Większość popularnych serwisów internetowych, w których dochodzi do naruszeń praw osób trzecich przez użytkowników Internetu, ma swoją siedzibę na terytorium Stanów Zjednoczonych, gdzie co do zasady nie sięga jurysdykcja polskich sądów. Czy to oznacza, że nie możemy pozwać Google czy Facebooka w Polsce?
Przedstawione powyżej zasady dotyczące właściwości miejscowej sądu mają zastosowanie wówczas, gdy zostanie potwierdzona jurysdykcja krajowa polskich sądów. Brak jurysdykcji krajowej może być natomiast podstawą do odrzucenia pozwu.
Z rozporządzenia Parlamentu Europejskiego i Rady (UE) nr 1215/2012 z dnia 12 grudnia 2012 r. w sprawie jurysdykcji i uznawania orzeczeń sądowych oraz ich wykonywania w sprawach cywilnych i handlowych wynika, że jeżeli pozwany nie ma miejsca zamieszkania na terytorium państwa członkowskiego, jurysdykcja sądów każdego państwa członkowskiego jest określana co do zasady przez prawo tego państwa członkowskiego.
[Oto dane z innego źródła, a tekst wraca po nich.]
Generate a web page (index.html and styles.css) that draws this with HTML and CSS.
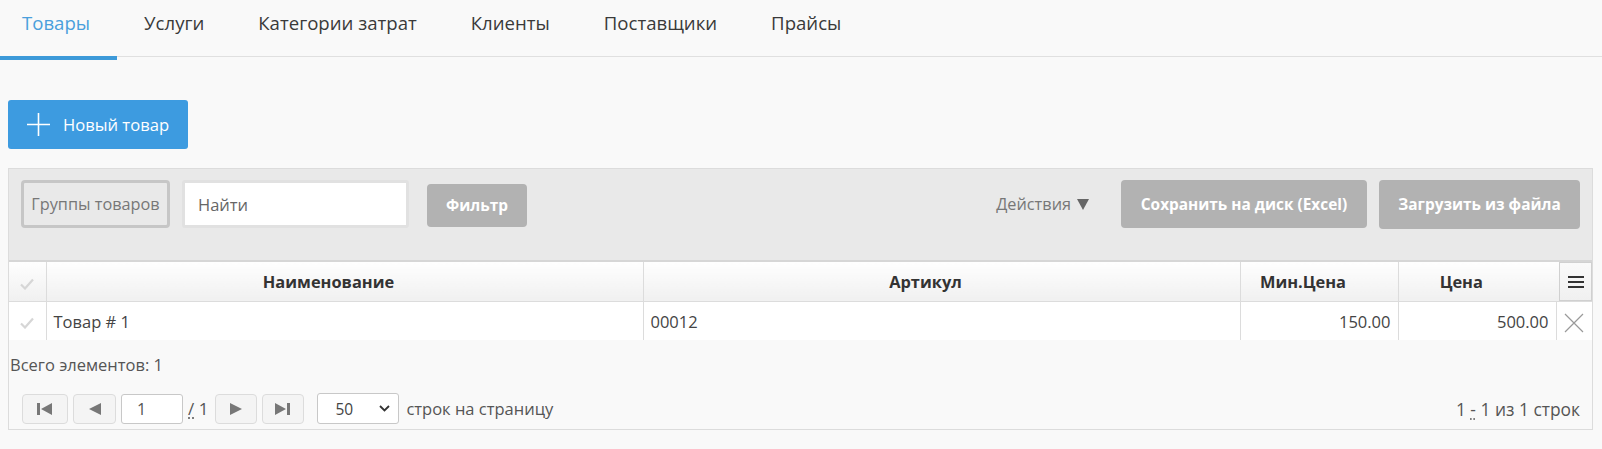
FILE: index.html
```html
<!DOCTYPE html>
<html lang="ru">

<head>
    <meta charset="UTF-8">
    <meta name="viewport" content="width=device-width, initial-scale=1.0">
    <title>Товары</title>
    <link rel="stylesheet" href="styles.css">
</head>

<body>
    <nav class="tabs">
        <a class="tab active">Товары</a>
        <a class="tab">Услуги</a>
        <a class="tab">Категории затрат</a>
        <a class="tab">Клиенты</a>
        <a class="tab">Поставщики</a>
        <a class="tab">Прайсы</a>
    </nav>

    <div class="page-actions">
        <button class="btn-primary">
            <svg class="plus" width="23" height="23" viewBox="0 0 23 23">
                <path d="M11.5 0v23M0 11.5h23" stroke="#fff" stroke-width="1.6" fill="none"/>
            </svg>
            Новый товар
        </button>
    </div>

    <div class="grid">
        <div class="toolbar">
            <button class="btn-groups">Группы товаров</button>
            <input class="search" type="text" placeholder="Найти">
            <button class="btn-gray btn-filter">Фильтр</button>
            <div class="spacer"></div>
            <div class="actions">
                Действия
                <svg width="12" height="11" viewBox="0 0 12 11"><path d="M0 0h12L6 11z" fill="#666"/></svg>
            </div>
            <button class="btn-gray btn-save">Сохранить на диск (Excel)</button>
            <button class="btn-gray btn-load">Загрузить из файла</button>
        </div>

        <table class="grid-table">
            <colgroup>
                <col style="width:37px">
                <col style="width:597px">
                <col style="width:597px">
                <col style="width:158px">
                <col style="width:158px">
                <col>
            </colgroup>
            <thead>
                <tr>
                    <th class="col-check">
                        <svg width="14" height="12" viewBox="0 0 14 12"><path d="M1 6.5l4 4L13 1.5" stroke="#d6d6d6" stroke-width="2.2" fill="none"/></svg>
                    </th>
                    <th>Наименование</th>
                    <th>Артикул</th>
                    <th>Мин.Цена</th>
                    <th>Цена</th>
                    <th class="col-menu">
                        <div class="menu-box">
                            <svg width="16" height="14" viewBox="0 0 16 14"><path d="M0 2h16M0 7h16M0 12h16" stroke="#333" stroke-width="2.2"/></svg>
                        </div>
                    </th>
                </tr>
            </thead>
            <tbody>
                <tr>
                    <td class="col-check">
                        <svg width="14" height="12" viewBox="0 0 14 12"><path d="M1 6.5l4 4L13 1.5" stroke="#d6d6d6" stroke-width="2.2" fill="none"/></svg>
                    </td>
                    <td>Товар # 1</td>
                    <td>00012</td>
                    <td class="num">150.00</td>
                    <td class="num">500.00</td>
                    <td class="col-del">
                        <svg width="20" height="20" viewBox="0 0 20 20"><path d="M1 1l18 18M19 1L1 19" stroke="#9a9a9a" stroke-width="1.2" fill="none"/></svg>
                    </td>
                </tr>
            </tbody>
        </table>

        <div class="grid-footer">
            <div class="total">Всего элементов: 1</div>
            <div class="pager">
                <button class="pg-btn pg-first">
                    <svg width="16" height="12" viewBox="0 0 16 12"><path d="M0 0h3v12H0zM15 0v12L4 6z" fill="#777"/></svg>
                </button>
                <button class="pg-btn pg-prev">
                    <svg width="12" height="12" viewBox="0 0 12 12"><path d="M12 0v12L0 6z" fill="#777"/></svg>
                </button>
                <input class="pg-input" type="text" value="1">
                <span class="pg-of"><abbr title="из">/</abbr> 1</span>
                <button class="pg-btn pg-next">
                    <svg width="12" height="12" viewBox="0 0 12 12"><path d="M0 0v12L12 6z" fill="#777"/></svg>
                </button>
                <button class="pg-btn pg-last">
                    <svg width="16" height="12" viewBox="0 0 16 12"><path d="M0 0v12L11 6zM12 0h3v12h-3z" fill="#777"/></svg>
                </button>
                <div class="pg-size">
                    <span>50</span>
                    <svg width="11" height="7" viewBox="0 0 11 7"><path d="M1 1l4.5 4.5L10 1" stroke="#333" stroke-width="1.8" fill="none"/></svg>
                </div>
                <span class="pg-label">строк на страницу</span>
                <div class="spacer"></div>
                <span class="pg-info">1 <abbr title="по">-</abbr> 1 из 1 строк</span>
            </div>
        </div>
    </div>
</body>

</html>
```

FILE: styles.css
```css
body {
    margin: 0;
    background: #f9f9f9;
    font-family: "Open Sans", "Noto Sans", sans-serif;
    font-size: 16.5px;
    color: #555;
}

button,
input {
    font-family: inherit;
}

/* вкладки */
.tabs {
    display: flex;
    height: 56px;
    border-bottom: 1px solid #e0e0e0;
}

.tab {
    position: relative;
    padding: 0 27px;
    line-height: 45px;
    font-size: 18.6px;
    color: #3a3a3a;
    cursor: pointer;
}

.tab:first-child {
    padding-left: 22px;
}

.tab.active {
    color: #4a9fdc;
}

.tab.active::after {
    content: "";
    position: absolute;
    left: 0;
    right: 0;
    bottom: -4px;
    height: 4px;
    background: #3d9ad9;
}

/* кнопка "новый товар" */
.page-actions {
    padding: 43px 0 0 8px;
}

.btn-primary {
    display: flex;
    align-items: center;
    width: 180px;
    height: 49px;
    padding: 0 0 0 19px;
    border: none;
    border-radius: 3px;
    background: #3d9be0;
    color: #fff;
    font-size: 16.6px;
    cursor: pointer;
}

.btn-primary .plus {
    margin-right: 13px;
}

/* грид */
.grid {
    margin: 19px 9px 0 8px;
    border: 1px solid #dcdcdc;
}

.toolbar {
    display: flex;
    align-items: flex-start;
    padding: 11px 12px 31px 12px;
    background: #e9e9e9;
}

.spacer {
    flex: 1;
}

.btn-groups {
    width: 149px;
    height: 48px;
    padding: 0;
    border: 3px solid #c6c6c6;
    border-radius: 4px;
    background: #e9e9e9;
    color: #777;
    font-size: 16.3px;
}

.search {
    box-sizing: border-box;
    width: 227px;
    height: 48px;
    margin-left: 12px;
    padding: 0 13px;
    border: 3px solid #e1e1e1;
    border-radius: 3px;
    background: #fff;
    font-size: 16.5px;
    color: #555;
    outline: none;
}

.search::placeholder {
    color: #666;
}

.btn-gray {
    height: 48px;
    padding: 0;
    border: none;
    border-radius: 4px;
    background: #b2b2b2;
    color: #fff;
    font-weight: 700;
    font-size: 15.4px;
}

.btn-filter {
    width: 100px;
    height: 43px;
    margin: 4px 0 0 18px;
}

.actions {
    display: flex;
    align-items: center;
    gap: 6px;
    height: 48px;
    margin-right: 32px;
    color: #777;
    font-size: 16.3px;
}

.btn-save {
    width: 246px;
}

.btn-load {
    width: 201px;
    height: 49px;
    margin-left: 12px;
}

/* таблица */
.grid-table {
    width: 100%;
    table-layout: fixed;
    border-collapse: collapse;
    border-top: 2px solid #d6d6d6;
    background: #fff;
}

.grid-table th {
    height: 39px;
    padding: 0 32px 0 0;
    border-left: 1px solid #dcdcdc;
    border-bottom: 1px solid #dcdcdc;
    background: linear-gradient(#fefefe, #f0f0f0);
    color: #333;
    font-size: 16.4px;
    font-weight: 700;
    text-align: center;
}

.grid-table td {
    height: 38px;
    padding: 0 7px;
    border-left: 1px solid #dcdcdc;
    color: #444;
    white-space: nowrap;
}

.grid-table .col-check {
    padding: 0;
    border-left: none;
    text-align: center;
}

.grid-table .num {
    text-align: right;
}

.grid-table .col-menu {
    padding: 0 0 0 3px;
    border-left: none;
}

.menu-box {
    display: flex;
    align-items: center;
    justify-content: center;
    height: 37px;
    border: 1px solid #d0d0d0;
    background: linear-gradient(#fafafa, #f0f0f0);
}

.grid-table .col-del {
    padding: 0;
    text-align: center;
}

.grid-table svg {
    display: inline-block;
    vertical-align: middle;
}

/* низ грида */
.grid-footer {
    padding: 14px 12px 5px 1px;
}

.total {
    line-height: 22px;
    color: #555;
}

.pager {
    display: flex;
    align-items: center;
    margin-top: 17px;
    padding-left: 12px;
    height: 31px;
}

.pg-btn {
    display: flex;
    align-items: center;
    justify-content: center;
    height: 30px;
    padding: 0;
    border: 1px solid #dcdcdc;
    border-radius: 4px;
    background: #f4f4f4;
}

.pg-first {
    width: 46px;
}

.pg-prev {
    width: 43px;
    margin-left: 5px;
}

.pg-input {
    box-sizing: border-box;
    width: 62px;
    height: 30px;
    margin-left: 5px;
    padding: 0 15px;
    border: 1px solid #c8c8c8;
    border-radius: 3px;
    font-size: 16px;
    color: #555;
}

.pg-of {
    margin: 0 7px 0 5px;
    color: #555;
    font-size: 17px;
}

.pg-of abbr,
.pg-info abbr {
    text-decoration: underline dotted;
    text-underline-offset: 3px;
}

.pg-next {
    width: 42px;
}

.pg-last {
    width: 42px;
    margin-left: 5px;
}

.pg-size {
    box-sizing: border-box;
    display: flex;
    align-items: center;
    justify-content: space-between;
    width: 82px;
    height: 31px;
    margin-left: 13px;
    padding: 0 8px 0 17px;
    border: 1px solid #c8c8c8;
    border-radius: 3px;
    background: #fff;
    color: #444;
    font-size: 15.5px;
}

.pg-label {
    margin-left: 7px;
    color: #555;
}

.pg-info {
    color: #555;
    font-size: 17.4px;
}
```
W prawie polskim ogólna reguła określania jurysdykcji krajowej wynika z art. 1103 KPC i opiera się na łączniku miejsca zamieszkania pozwanego lub miejsca jego zwykłego pobytu albo siedziby w Rzeczypospolitej Polskiej. Reguła ta nie ma jednak zastosowania w przypadku Google, gdyż działalność jego oddziałów w Europie ogranicza się do reklamy. Wobec tego należy sięgnąć po art. 11037 KPC, zgodnie z którym sprawy rozpoznawane w procesie inne niż wymienione w art. 11031-11036 KPC należą do jurysdykcji krajowej także wtedy, gdy dotyczą zobowiązania niewynikającego z czynności prawnej w Rzeczypospolitej Polskiej. A zatem, o ile skutki naruszenia praw danego podmiotu za pośrednictwem treści zamieszczonych w Internecie wystąpiły na terytorium Polski, to można żądać ochrony przed polskim sądem i na podstawie polskiego prawa materialnego.
Możliwość pozwania Google i innych światowych gigantów w Polsce została potwierdzona m.in. w precedensowym wyroku Sądu Apelacyjnego w Warszawie z 3 kwietnia 2017 r. w sprawie o sygn. akt I ACa 2462/15.
W wyżej wymienione sprawie Google wniósł skargę kasacyjną, a sprawa oczekuje obecnie na rozpoznanie przez Sąd Najwyższy, którego stanowisko niewątpliwie będzie miało wpływ na dalszą linię orzeczniczą polskich sądów w sprawach z udziałem przedsiębiorstw internetowych zza oceanu.